Below is some material; set it all down exactly, apart from the pictures.
..........
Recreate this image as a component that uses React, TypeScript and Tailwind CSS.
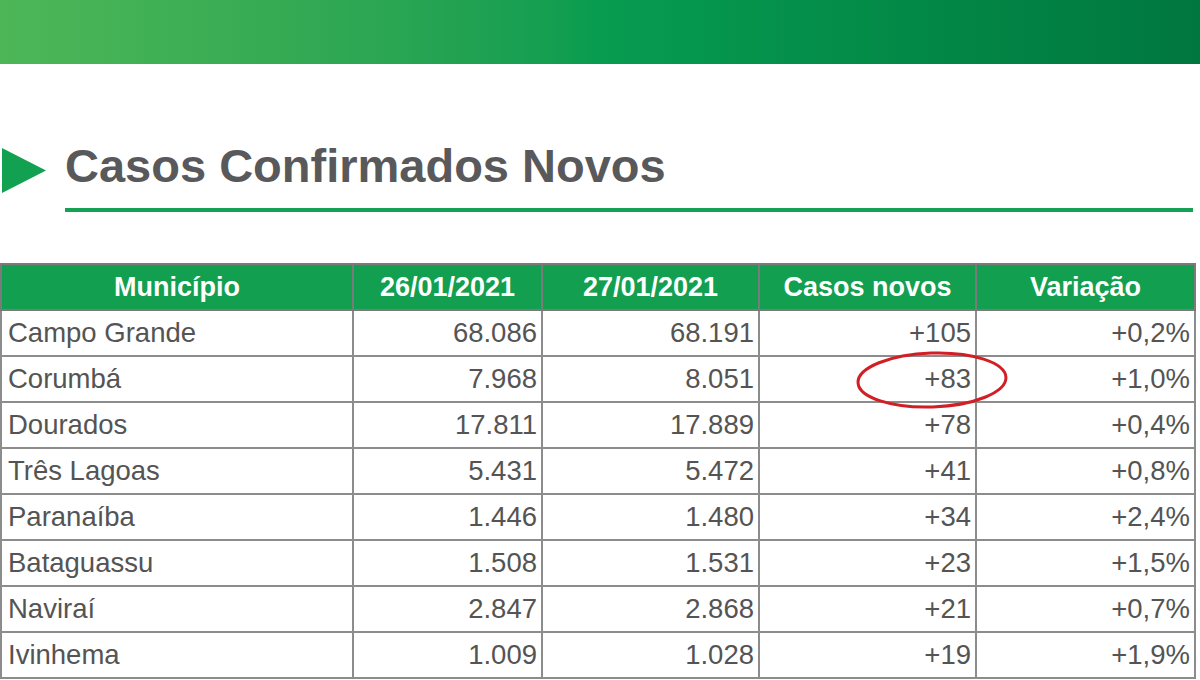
import React from "react";

const rows = [
  ["Campo Grande", "68.086", "68.191", "+105", "+0,2%"],
  ["Corumbá", "7.968", "8.051", "+83", "+1,0%"],
  ["Dourados", "17.811", "17.889", "+78", "+0,4%"],
  ["Três Lagoas", "5.431", "5.472", "+41", "+0,8%"],
  ["Paranaíba", "1.446", "1.480", "+34", "+2,4%"],
  ["Bataguassu", "1.508", "1.531", "+23", "+1,5%"],
  ["Naviraí", "2.847", "2.868", "+21", "+0,7%"],
  ["Ivinhema", "1.009", "1.028", "+19", "+1,9%"],
];

const headers = ["Município", "26/01/2021", "27/01/2021", "Casos novos", "Variação"];

const App = () => {
  return (
    <div
      className="w-[1200px] h-[680px] overflow-hidden bg-white"
      style={{ fontFamily: '"Liberation Sans", Arial, sans-serif' }}
    >
      <div className="h-16 w-full bg-gradient-to-r from-[#4db757] via-[#079c50] to-[#00773f]" />

      <div className="pt-[78px]">
        <div className="flex">
          <svg className="ml-[2px] mt-[6px] w-[44px] h-[45px]" viewBox="0 0 44 45">
            <polygon points="0,0 44,22.5 0,45" fill="#12a150" />
          </svg>
          <div className="ml-[19px] w-[1128px]">
            <h1 className="text-[47px] leading-none font-bold text-[#59595b]">
              Casos Confirmados Novos
            </h1>
            <div className="mt-[19px] h-[4px] bg-[#16a053]" />
          </div>
        </div>

        <div className="relative mt-[51px] w-[1194px]">
          <table className="w-[1194px] table-fixed border-collapse border-2 border-[#6e6e6e]">
            <colgroup>
              <col className="w-[352px]" />
              <col className="w-[189px]" />
              <col className="w-[217px]" />
              <col className="w-[217px]" />
              <col className="w-[219px]" />
            </colgroup>
            <thead>
              <tr className="h-[46px] bg-[#12a050]">
                {headers.map((h) => (
                  <th
                    key={h}
                    className="border-2 border-[#7a7a7a] text-center text-[27px] font-bold text-white p-0"
                  >
                    {h}
                  </th>
                ))}
              </tr>
            </thead>
            <tbody>
              {rows.map((r) => (
                <tr key={r[0]} className="h-[46px]">
                  {r.map((c, i) => (
                    <td
                      key={i}
                      className={`border-2 border-[#8c8c8c] text-[27.5px] text-[#545454] py-0 ${
                        i === 0 ? "text-left pl-[6px]" : "text-right pr-[4px]"
                      }`}
                    >
                      {c}
                    </td>
                  ))}
                </tr>
              ))}
            </tbody>
          </table>

          <svg
            className="absolute left-[854px] top-[87px] w-[156px] h-[60px] -rotate-2"
            viewBox="0 0 156 60"
          >
            <ellipse cx="78" cy="30" rx="74" ry="27" fill="none" stroke="#d11f26" strokeWidth="3" />
          </svg>
        </div>
      </div>
    </div>
  );
};

export default App;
..........
## Exercise solution:
Recreate this image as a component that uses React, TypeScript and Tailwind CSS.
import React from "react";

const rows = [
  ["Campo Grande", "68.086", "68.191", "+105", "+0,2%"],
  ["Corumbá", "7.968", "8.051", "+83", "+1,0%"],
  ["Dourados", "17.811", "17.889", "+78", "+0,4%"],
  ["Três Lagoas", "5.431", "5.472", "+41", "+0,8%"],
  ["Paranaíba", "1.446", "1.480", "+34", "+2,4%"],
  ["Bataguassu", "1.508", "1.531", "+23", "+1,5%"],
  ["Naviraí", "2.847", "2.868", "+21", "+0,7%"],
  ["Ivinhema", "1.009", "1.028", "+19", "+1,9%"],
];

const headers = ["Município", "26/01/2021", "27/01/2021", "Casos novos", "Variação"];

const App = () => {
  return (
    <div
      className="w-[1200px] h-[680px] overflow-hidden bg-white"
      style={{ fontFamily: '"Liberation Sans", Arial, sans-serif' }}
    >
      <div className="h-16 w-full bg-gradient-to-r from-[#4db757] via-[#079c50] to-[#00773f]" />

      <div className="pt-[78px]">
        <div className="flex">
          <svg className="ml-[2px] mt-[6px] w-[44px] h-[45px]" viewBox="0 0 44 45">
            <polygon points="0,0 44,22.5 0,45" fill="#12a150" />
          </svg>
          <div className="ml-[19px] w-[1128px]">
            <h1 className="text-[47px] leading-none font-bold text-[#59595b]">
              Casos Confirmados Novos
            </h1>
            <div className="mt-[19px] h-[4px] bg-[#16a053]" />
          </div>
        </div>

        <div className="relative mt-[51px] w-[1194px]">
          <table className="w-[1194px] table-fixed border-collapse border-2 border-[#6e6e6e]">
            <colgroup>
              <col className="w-[352px]" />
              <col className="w-[189px]" />
              <col className="w-[217px]" />
              <col className="w-[217px]" />
              <col className="w-[219px]" />
            </colgroup>
            <thead>
              <tr className="h-[46px] bg-[#12a050]">
                {headers.map((h) => (
                  <th
                    key={h}
                    className="border-2 border-[#7a7a7a] text-center text-[27px] font-bold text-white p-0"
                  >
                    {h}
                  </th>
                ))}
              </tr>
            </thead>
            <tbody>
              {rows.map((r) => (
                <tr key={r[0]} className="h-[46px]">
                  {r.map((c, i) => (
                    <td
                      key={i}
                      className={`border-2 border-[#8c8c8c] text-[27.5px] text-[#545454] py-0 ${
                        i === 0 ? "text-left pl-[6px]" : "text-right pr-[4px]"
                      }`}
                    >
                      {c}
                    </td>
                  ))}
                </tr>
              ))}
            </tbody>
          </table>

          <svg
            className="absolute left-[854px] top-[87px] w-[156px] h-[60px] -rotate-2"
            viewBox="0 0 156 60"
          >
            <ellipse cx="78" cy="30" rx="74" ry="27" fill="none" stroke="#d11f26" strokeWidth="3" />
          </svg>
        </div>
      </div>
    </div>
  );
};

export default App;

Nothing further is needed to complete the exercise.